## WHAT YOU HAVE TO DO
Scan the material and copy every line in which "components" appears.

## DATASET EXTRACT
◆ ◆ ◆ ◆

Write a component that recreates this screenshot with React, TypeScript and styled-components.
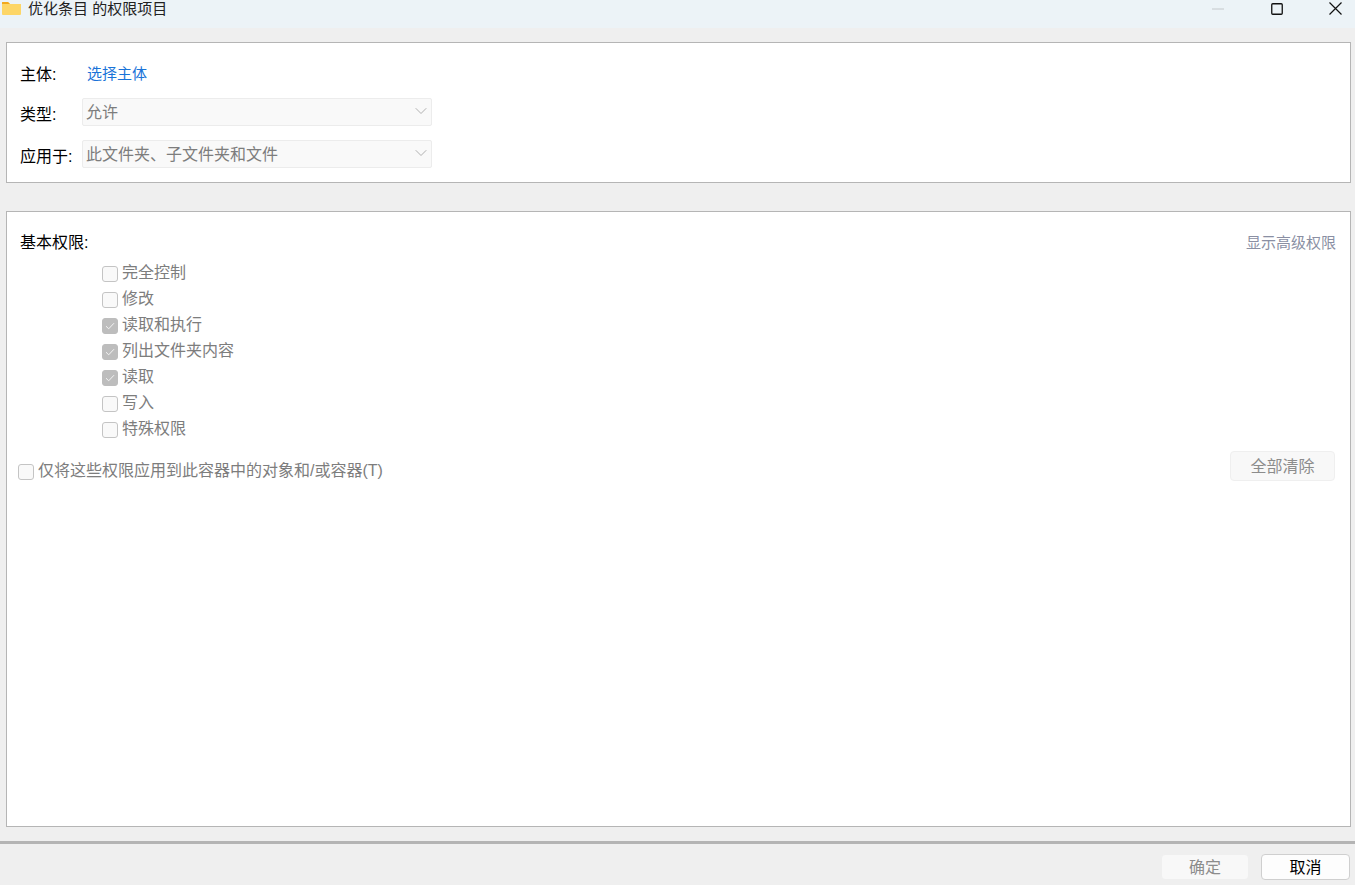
import React from 'react';
import styled, { createGlobalStyle } from 'styled-components';
import { ChevronDown } from 'lucide-react';

const GlobalStyle = createGlobalStyle`
  html, body {
    margin: 0;
    padding: 0;
    overflow: hidden;
  }
  * {
    box-sizing: border-box;
  }
`;

const Window = styled.div`
  width: 1355px;
  height: 885px;
  display: flex;
  flex-direction: column;
  background: #efefef;
  font-family: "Liberation Sans", "Noto Sans CJK SC", sans-serif;
  font-size: 16px;
  color: #000;
`;

const TitleBar = styled.div`
  height: 28px;
  flex: none;
  display: flex;
  align-items: flex-start;
  justify-content: space-between;
  background: #ecf3f7;
`;

const TitleLeft = styled.div`
  display: flex;
  align-items: center;
  height: 17px;
  padding-left: 2px;
  gap: 7px;
`;

const TitleText = styled.span`
  font-size: 15px;
  line-height: 17px;
  color: #222;
`;

const WindowButtons = styled.div`
  display: flex;
  align-items: center;
  height: 17px;
  gap: 46px;
  padding-right: 13px;
`;

const WindowButton = styled.div`
  width: 13px;
  height: 17px;
  display: flex;
  align-items: center;
  justify-content: center;
`;

const Panel = styled.section<{ $height: number }>`
  height: ${p => p.$height}px;
  flex: none;
  margin: 0 4px 0 6px;
  background: #fff;
  border: 1px solid #b5b5b5;
`;

const SubjectPanel = styled(Panel)`
  margin-top: 14px;
  padding: 10px 0 0 13px;
`;

const PermissionPanel = styled(Panel)`
  margin-top: 28px;
  padding: 19px 14px 0 13px;
`;

const FormRow = styled.div<{ $height: number }>`
  height: ${p => p.$height}px;
  display: flex;
  align-items: center;
`;

const FormLabel = styled.span`
  width: 62px;
  flex: none;
  font-size: 16px;
  line-height: 20px;
  padding-top: 5px;
  white-space: nowrap;
`;

const LinkText = styled.a`
  margin-left: 5px;
  padding-top: 4px;
  font-size: 15px;
  line-height: 20px;
  color: #1a73d8;
`;

const SelectBox = styled.div`
  width: 350px;
  height: 28px;
  display: flex;
  align-items: center;
  justify-content: space-between;
  padding: 0 0 2px 3px;
  background: #f9f9f9;
  border: 1px solid #ececec;
  border-radius: 2px;
  font-size: 16px;
  color: #7d7d7d;
`;

const HeaderRow = styled.div`
  display: flex;
  justify-content: space-between;
  align-items: center;
  height: 20px;
`;

const SectionLabel = styled.span`
  font-size: 16px;
  line-height: 20px;
  padding-top: 4px;
`;

const AdvancedLink = styled.span`
  font-size: 15px;
  line-height: 20px;
  padding-top: 4px;
  color: #8a8fa3;
`;

const CheckList = styled.div`
  display: flex;
  flex-direction: column;
  padding: 8px 0 0 82px;
`;

const CheckRow = styled.div`
  height: 26px;
  display: flex;
  align-items: center;
  gap: 4px;
`;

const Box = styled.span<{ $checked?: boolean }>`
  width: 16px;
  height: 16px;
  flex: none;
  display: flex;
  align-items: center;
  justify-content: center;
  margin-top: 4px;
  border-radius: 3px;
  background: ${p => (p.$checked ? '#bdbdbd' : '#f9f9f9')};
  border: 1px solid ${p => (p.$checked ? '#bdbdbd' : '#c4c4c4')};
`;

const CheckText = styled.span`
  font-size: 16px;
  line-height: 20px;
  padding-top: 2px;
  color: #7d7d7d;
`;

const ClearRow = styled.div`
  display: flex;
  justify-content: space-between;
  align-items: flex-start;
  margin-top: 10px;
  padding-right: 1px;
`;

const ScopeOption = styled.div`
  display: flex;
  align-items: center;
  gap: 4px;
  margin: 8px 0 0 -2px;
`;

const FlatButton = styled.button<{ $active?: boolean }>`
  width: ${p => (p.$active ? '89px' : '88px')};
  height: 26px;
  padding: 2px 0 0;
  font-family: inherit;
  font-size: 16px;
  line-height: 20px;
  border-radius: 4px;
  background: ${p => (p.$active ? '#fdfdfd' : '#f8f8f8')};
  border: 1px solid ${p => (p.$active ? '#cfcfcf' : '#efefef')};
  color: ${p => (p.$active ? '#000' : '#8c8c8c')};
`;

const ClearButton = styled(FlatButton)`
  width: 105px;
  height: 30px;
`;

const Footer = styled.footer`
  margin-top: 14px;
  flex: 1;
  display: flex;
  justify-content: flex-end;
  gap: 12px;
  padding: 10px 5px 0 0;
  border-top: 3px solid #b4b4b4;
`;

const FolderIcon = () => (
  <svg width="19" height="13" viewBox="0 0 19 13">
    <path d="M0 0.5 Q0 0 0.5 0 H6 L8 2 H19 V12 Q19 13 18 13 H1 Q0 13 0 12 Z" fill="#fdd667" />
    <path d="M0 0.5 Q0 0 0.5 0 H6 L8 2 H0 Z" fill="#f2a91e" />
  </svg>
);

const CheckMark = () => (
  <svg width="10" height="8" viewBox="0 0 10 8" fill="none">
    <path d="M1 4.2 L3.7 6.8 L9 1.2" stroke="#f4f4f4" strokeWidth="1" />
  </svg>
);

const permissions = [
  { label: '完全控制', checked: false },
  { label: '修改', checked: false },
  { label: '读取和执行', checked: true },
  { label: '列出文件夹内容', checked: true },
  { label: '读取', checked: true },
  { label: '写入', checked: false },
  { label: '特殊权限', checked: false },
];

const App: React.FC = () => {
  return (
    <Window>
      <GlobalStyle />
      <TitleBar>
        <TitleLeft>
          <FolderIcon />
          <TitleText>优化条目 的权限项目</TitleText>
        </TitleLeft>
        <WindowButtons>
          <WindowButton>
            <svg width="12" height="2" viewBox="0 0 12 2">
              <path d="M0 1 H12" stroke="#c4c8cb" strokeWidth="1" />
            </svg>
          </WindowButton>
          <WindowButton>
            <svg width="12" height="12" viewBox="0 0 12 12" fill="none">
              <rect x="0.75" y="0.75" width="10.5" height="10.5" rx="1" stroke="#111" strokeWidth="1.3" />
            </svg>
          </WindowButton>
          <WindowButton>
            <svg width="13" height="13" viewBox="0 0 13 13" fill="none">
              <path d="M0.5 0.5 L12.5 12.5 M12.5 0.5 L0.5 12.5" stroke="#111" strokeWidth="1.2" />
            </svg>
          </WindowButton>
        </WindowButtons>
      </TitleBar>

      <SubjectPanel $height={141}>
        <FormRow $height={38}>
          <FormLabel>主体:</FormLabel>
          <LinkText>选择主体</LinkText>
        </FormRow>
        <FormRow $height={42}>
          <FormLabel>类型:</FormLabel>
          <SelectBox>
            允许
            <ChevronDown size={20} strokeWidth={1.1} color="#a8a8a8" />
          </SelectBox>
        </FormRow>
        <FormRow $height={42}>
          <FormLabel>应用于:</FormLabel>
          <SelectBox>
            此文件夹、子文件夹和文件
            <ChevronDown size={20} strokeWidth={1.1} color="#a8a8a8" />
          </SelectBox>
        </FormRow>
      </SubjectPanel>

      <PermissionPanel $height={616}>
        <HeaderRow>
          <SectionLabel>基本权限:</SectionLabel>
          <AdvancedLink>显示高级权限</AdvancedLink>
        </HeaderRow>
        <CheckList>
          {permissions.map(item => (
            <CheckRow key={item.label}>
              <Box $checked={item.checked}>{item.checked && <CheckMark />}</Box>
              <CheckText>{item.label}</CheckText>
            </CheckRow>
          ))}
        </CheckList>
        <ClearRow>
          <ScopeOption>
            <Box />
            <CheckText>仅将这些权限应用到此容器中的对象和/或容器(T)</CheckText>
          </ScopeOption>
          <ClearButton>全部清除</ClearButton>
        </ClearRow>
      </PermissionPanel>

      <Footer>
        <FlatButton>确定</FlatButton>
        <FlatButton $active>取消</FlatButton>
      </Footer>
    </Window>
  );
};

export default App;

◆ ◆ ◆ ◆

## FULL OUTPUT
Write a component that recreates this screenshot with React, TypeScript and styled-components.
import styled, { createGlobalStyle } from 'styled-components';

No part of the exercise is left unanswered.